Dataset content:
# # # #

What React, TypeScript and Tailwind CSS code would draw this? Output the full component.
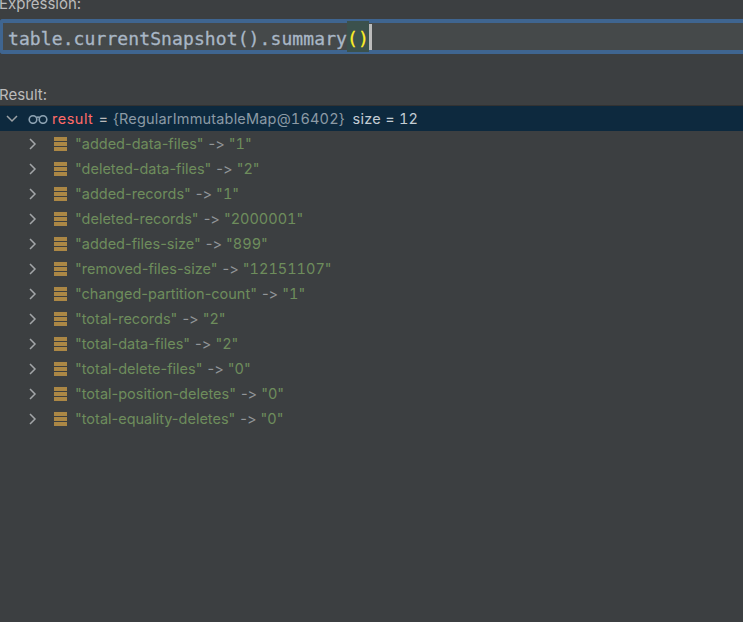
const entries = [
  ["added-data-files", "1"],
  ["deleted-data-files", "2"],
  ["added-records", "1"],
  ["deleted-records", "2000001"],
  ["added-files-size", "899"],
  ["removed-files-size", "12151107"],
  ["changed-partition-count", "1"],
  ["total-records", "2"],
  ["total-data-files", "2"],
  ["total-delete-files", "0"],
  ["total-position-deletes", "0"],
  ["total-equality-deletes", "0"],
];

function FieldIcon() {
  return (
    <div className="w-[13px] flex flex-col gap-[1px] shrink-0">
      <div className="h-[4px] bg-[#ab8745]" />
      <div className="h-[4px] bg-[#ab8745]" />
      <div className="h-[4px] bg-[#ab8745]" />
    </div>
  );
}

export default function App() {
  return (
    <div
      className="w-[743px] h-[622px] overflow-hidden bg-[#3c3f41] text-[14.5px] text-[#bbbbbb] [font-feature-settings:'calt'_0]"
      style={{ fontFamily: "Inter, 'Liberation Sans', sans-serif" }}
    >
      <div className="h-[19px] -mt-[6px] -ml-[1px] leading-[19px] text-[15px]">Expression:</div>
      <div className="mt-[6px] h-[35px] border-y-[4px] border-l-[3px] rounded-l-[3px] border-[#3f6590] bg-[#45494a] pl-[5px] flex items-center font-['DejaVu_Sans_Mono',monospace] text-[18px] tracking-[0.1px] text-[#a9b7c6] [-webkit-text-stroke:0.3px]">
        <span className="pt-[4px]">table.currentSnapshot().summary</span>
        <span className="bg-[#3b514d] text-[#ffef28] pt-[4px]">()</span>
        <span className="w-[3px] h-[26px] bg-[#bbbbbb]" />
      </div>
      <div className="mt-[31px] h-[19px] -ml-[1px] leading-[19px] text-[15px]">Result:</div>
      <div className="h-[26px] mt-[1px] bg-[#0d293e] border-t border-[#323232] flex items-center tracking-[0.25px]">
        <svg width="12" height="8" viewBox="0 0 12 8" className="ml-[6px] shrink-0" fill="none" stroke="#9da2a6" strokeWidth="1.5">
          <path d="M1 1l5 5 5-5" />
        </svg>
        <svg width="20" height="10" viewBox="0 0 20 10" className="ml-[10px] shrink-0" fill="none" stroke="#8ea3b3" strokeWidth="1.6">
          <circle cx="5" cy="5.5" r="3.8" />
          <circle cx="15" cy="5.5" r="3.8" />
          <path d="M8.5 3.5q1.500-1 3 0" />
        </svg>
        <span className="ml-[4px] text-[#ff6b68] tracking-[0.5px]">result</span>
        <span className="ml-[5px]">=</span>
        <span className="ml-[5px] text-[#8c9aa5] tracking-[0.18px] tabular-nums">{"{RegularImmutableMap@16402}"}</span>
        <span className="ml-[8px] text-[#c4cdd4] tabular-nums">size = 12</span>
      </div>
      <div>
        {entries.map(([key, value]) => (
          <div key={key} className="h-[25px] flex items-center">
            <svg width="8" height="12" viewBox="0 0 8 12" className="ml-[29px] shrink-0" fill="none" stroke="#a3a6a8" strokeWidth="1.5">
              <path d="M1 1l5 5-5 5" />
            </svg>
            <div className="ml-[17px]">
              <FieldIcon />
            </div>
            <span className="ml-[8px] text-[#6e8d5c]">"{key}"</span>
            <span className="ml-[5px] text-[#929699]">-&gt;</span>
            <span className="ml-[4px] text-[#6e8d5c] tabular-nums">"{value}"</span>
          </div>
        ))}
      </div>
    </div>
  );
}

# # # #

Task prompt: Please set down each line of the data above exactly as written, without the pictures.

Exercise answer:
What React, TypeScript and Tailwind CSS code would draw this? Output the full component.
const entries = [
  ["added-data-files", "1"],
  ["deleted-data-files", "2"],
  ["added-records", "1"],
  ["deleted-records", "2000001"],
  ["added-files-size", "899"],
  ["removed-files-size", "12151107"],
  ["changed-partition-count", "1"],
  ["total-records", "2"],
  ["total-data-files", "2"],
  ["total-delete-files", "0"],
  ["total-position-deletes", "0"],
  ["total-equality-deletes", "0"],
];

function FieldIcon() {
  return (
    <div className="w-[13px] flex flex-col gap-[1px] shrink-0">
      <div className="h-[4px] bg-[#ab8745]" />
      <div className="h-[4px] bg-[#ab8745]" />
      <div className="h-[4px] bg-[#ab8745]" />
    </div>
  );
}

export default function App() {
  return (
    <div
      className="w-[743px] h-[622px] overflow-hidden bg-[#3c3f41] text-[14.5px] text-[#bbbbbb] [font-feature-settings:'calt'_0]"
      style={{ fontFamily: "Inter, 'Liberation Sans', sans-serif" }}
    >
      <div className="h-[19px] -mt-[6px] -ml-[1px] leading-[19px] text-[15px]">Expression:</div>
      <div className="mt-[6px] h-[35px] border-y-[4px] border-l-[3px] rounded-l-[3px] border-[#3f6590] bg-[#45494a] pl-[5px] flex items-center font-['DejaVu_Sans_Mono',monospace] text-[18px] tracking-[0.1px] text-[#a9b7c6] [-webkit-text-stroke:0.3px]">
        <span className="pt-[4px]">table.currentSnapshot().summary</span>
        <span className="bg-[#3b514d] text-[#ffef28] pt-[4px]">()</span>
        <span className="w-[3px] h-[26px] bg-[#bbbbbb]" />
      </div>
      <div className="mt-[31px] h-[19px] -ml-[1px] leading-[19px] text-[15px]">Result:</div>
      <div className="h-[26px] mt-[1px] bg-[#0d293e] border-t border-[#323232] flex items-center tracking-[0.25px]">
        <svg width="12" height="8" viewBox="0 0 12 8" className="ml-[6px] shrink-0" fill="none" stroke="#9da2a6" strokeWidth="1.5">
          <path d="M1 1l5 5 5-5" />
        </svg>
        <svg width="20" height="10" viewBox="0 0 20 10" className="ml-[10px] shrink-0" fill="none" stroke="#8ea3b3" strokeWidth="1.6">
          <circle cx="5" cy="5.5" r="3.8" />
          <circle cx="15" cy="5.5" r="3.8" />
          <path d="M8.5 3.5q1.500-1 3 0" />
        </svg>
        <span className="ml-[4px] text-[#ff6b68] tracking-[0.5px]">result</span>
        <span className="ml-[5px]">=</span>
        <span className="ml-[5px] text-[#8c9aa5] tracking-[0.18px] tabular-nums">{"{RegularImmutableMap@16402}"}</span>
        <span className="ml-[8px] text-[#c4cdd4] tabular-nums">size = 12</span>
      </div>
      <div>
        {entries.map(([key, value]) => (
          <div key={key} className="h-[25px] flex items-center">
            <svg width="8" height="12" viewBox="0 0 8 12" className="ml-[29px] shrink-0" fill="none" stroke="#a3a6a8" strokeWidth="1.5">
              <path d="M1 1l5 5-5 5" />
            </svg>
            <div className="ml-[17px]">
              <FieldIcon />
            </div>
            <span className="ml-[8px] text-[#6e8d5c]">"{key}"</span>
            <span className="ml-[5px] text-[#929699]">-&gt;</span>
            <span className="ml-[4px] text-[#6e8d5c] tabular-nums">"{value}"</span>
          </div>
        ))}
      </div>
    </div>
  );
}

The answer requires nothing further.